The data ingests in the same domain as that of the integration user, whose credentials are used for integration.
- Re-scans specific hosts from Configuration Compliance in the domain from which it was requested.
- Uses the CMDB CI lookup process to ensure that the CI information from the scanners matches the CIs in CMDB of the integration user’s domain.
- Calculates risk scores at the test result level as per the risk score calculator defined in the same domain as that of the integration user.
- Remediation Task rule(s) can be defined, assigned, and stay in, the same domain as the domain of the integration user.
- Remediation tasks created using the doc remediation task rules stay in the same domain as where the remediation task rules are created.
- Deferral workflow goes through the approval process in the same domain for which the deferral is requested.
- Reports and dashboards display the test result states such as age of test results, open test results by CI, test results by impact in the domain to which it belongs.
- Knowledge from third-party scanners (Qualys) can be ingested in the global domain and data can be shared across multiple clients.
Use cases
The Configuration Compliance application manages the life cycle of a test result end to end. The following use cases are domain-separation aware:
- Ingest test results from Qualys
- Ingest data from multiple instances
- De-duplicate the test results
- Match up with CMDB CI
- Enrichment of test results with risk scores
- Asset enrichment (CMDB)
- Risk score
- Group test results and assign the remediation task
- Automatically group the test results
- Automatically assign the remediation task
- Remediate
- Remediation task assigned as a remediation task
- Comprehensive remediation life cycle
- Deferral workflow
- Measure the security posture of the organization and compliance management program
- Results trend, by compliance, category, criticality and technology
- Status and distribution on policies, tests, hosts, test results, and risk score
Setup
Setting up domain separation for Configuration Compliance does not require any additional steps. All Configuration Compliance tables acquire the Domain column after the instance is domain separated. You can direct test result integration import data to specific domains. For more information, see Create domain-separated imports for an integration. For more information on additional precautions and settings, see Additional settings for domain separation.
Domain-separated data
- Test results ingested from third-party scanners stays in the same domain as the domain of the integration user, and is not accessible from any other domain.

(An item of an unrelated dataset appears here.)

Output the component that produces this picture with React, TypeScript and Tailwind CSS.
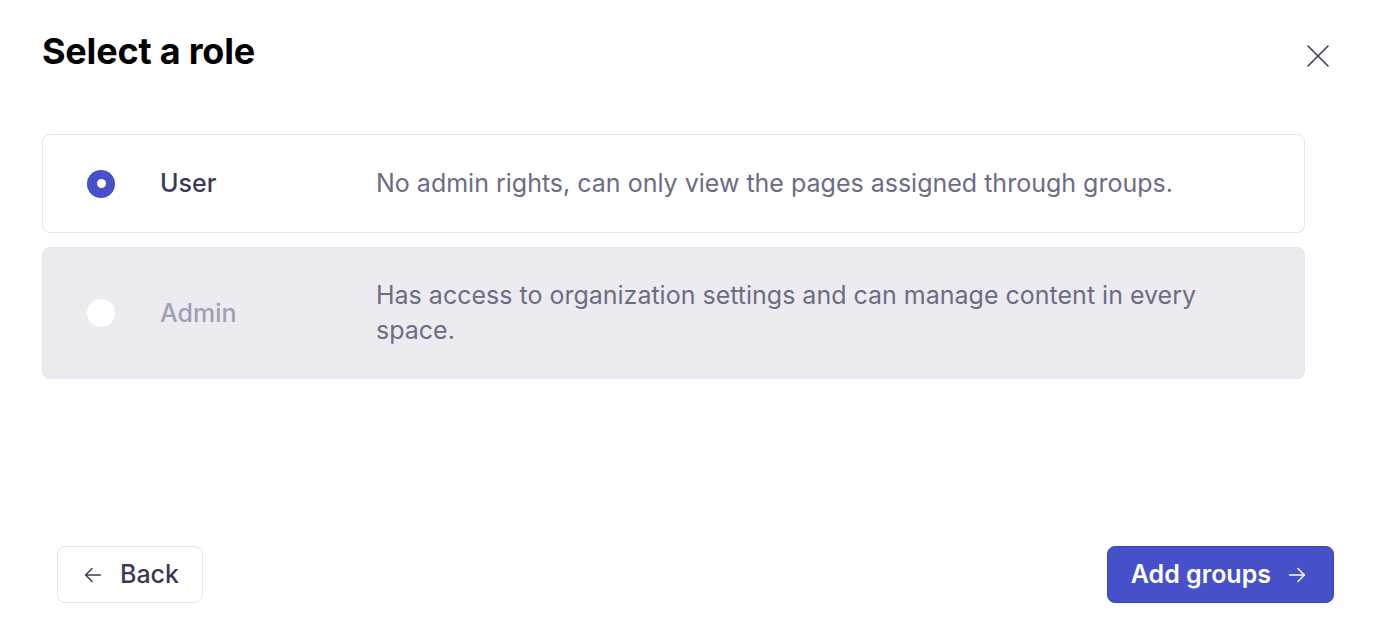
import React from "react";

function ArrowLeft() {
  return (
    <svg width="22" height="22" viewBox="0 0 24 24" fill="none" stroke="currentColor" strokeWidth="1.6" strokeLinecap="round" strokeLinejoin="round">
      <path d="M20 12H4" />
      <path d="M11 5l-7 7 7 7" />
    </svg>
  );
}

function ArrowRight() {
  return (
    <svg width="22" height="22" viewBox="0 0 24 24" fill="none" stroke="currentColor" strokeWidth="1.6" strokeLinecap="round" strokeLinejoin="round">
      <path d="M4 12h16" />
      <path d="M13 5l7 7-7 7" />
    </svg>
  );
}

export default function App() {
  return (
    <div
      className="w-full h-[626px] bg-white flex flex-col"
      style={{ fontFamily: "Inter, 'Noto Sans', sans-serif" }}
    >
      <div className="flex items-start justify-between pl-[42px] pr-[40px] pt-[29px]">
        <h1 className="text-[36px] leading-[44px] font-bold text-black tracking-[-0.2px]">
          Select a role
        </h1>
        <button className="mt-[15px] mr-[4px] text-[#3d3d5c]">
          <svg width="24" height="24" viewBox="0 0 24 24" fill="none" stroke="currentColor" strokeWidth="1.6" strokeLinecap="round">
            <path d="M2 2L22 22" />
            <path d="M22 2L2 22" />
          </svg>
        </button>
      </div>

      <div className="flex flex-col gap-[14px] pl-[42px] pr-[69px] mt-[61px]">
        <div className="flex items-center rounded-[8px] border border-[#e4e4ea] bg-white pl-[44px] pr-[44px] py-[31px]">
          <div className="w-[28px] h-[28px] rounded-full bg-[#4550c9] flex items-center justify-center shrink-0">
            <div className="w-[9px] h-[9px] rounded-full bg-white" />
          </div>
          <div className="w-[216px] pl-[45px] shrink-0 box-content text-[25px] leading-[35px] font-medium text-[#3a3a58]">
            User
          </div>
          <div className="flex-1 text-[25px] leading-[35px] text-[#6c6c86]">
            No admin rights, can only view the pages assigned through groups.
          </div>
        </div>

        <div className="flex items-center rounded-[8px] border border-[#e4e4ea] bg-[#ececf0] pl-[44px] pr-[44px] py-[30px]">
          <div className="w-[28px] h-[28px] rounded-full bg-white shrink-0" />
          <div className="w-[216px] pl-[45px] shrink-0 box-content text-[25px] leading-[35px] font-medium text-[#a09fb5]">
            Admin
          </div>
          <div className="flex-1 text-[25px] leading-[35px] text-[#6c6c86]">
            Has access to organization settings and can manage content in every space.
          </div>
        </div>
      </div>

      <div className="mt-auto mb-[23px] flex items-center justify-between pl-[57px] pr-[40px]">
        <button className="h-[57px] flex items-center gap-[16px] rounded-[8px] border border-[#e4e4ea] bg-white pl-[24px] pr-[23px] text-[#3a3a58]">
          <ArrowLeft />
          <span className="text-[25px] font-medium leading-none">Back</span>
        </button>
        <button className="h-[57px] flex items-center gap-[15px] rounded-[8px] bg-[#4550c9] border border-[#3b46bd] pl-[23px] pr-[25px] text-white">
          <span className="text-[25px] font-semibold leading-none">Add groups</span>
          <ArrowRight />
        </button>
      </div>
    </div>
  );
}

- Test results or hosts in one domain cannot be viewed from other domains.
- The risk scoring algorithm and the test results group rules cannot be viewed by anyone outside the domain.
- Deferral workflows created in one domain are not visible in another domain.
- All email notifications are contained within the domain they belong to.
How compliance analysts manage their own application data
- Analysts create their own application installation, multi-source application management, and CI lookup rules.
- Analysts can configure specific integrations exclusively for use within the domain.
- Analysts can create their own deferral and change management workflows.
- Analysts can create their own remediation task rules, risk-scoring logic to accurately prioritize results, auto-assign remediation tasks and assign to the correct assignment group.
- Domain users create a manual remediation task and then close it.
Business logic and processes that can be domain-separated by instance owner
- Configuration Compliance users and groups
- Configuration Compliance integrations (starting with the Madrid release)
- Complete setup configuration (user and group management, application installation, multi-source application management, CI lookup rules, remediation task rules, risk calculators, etc.)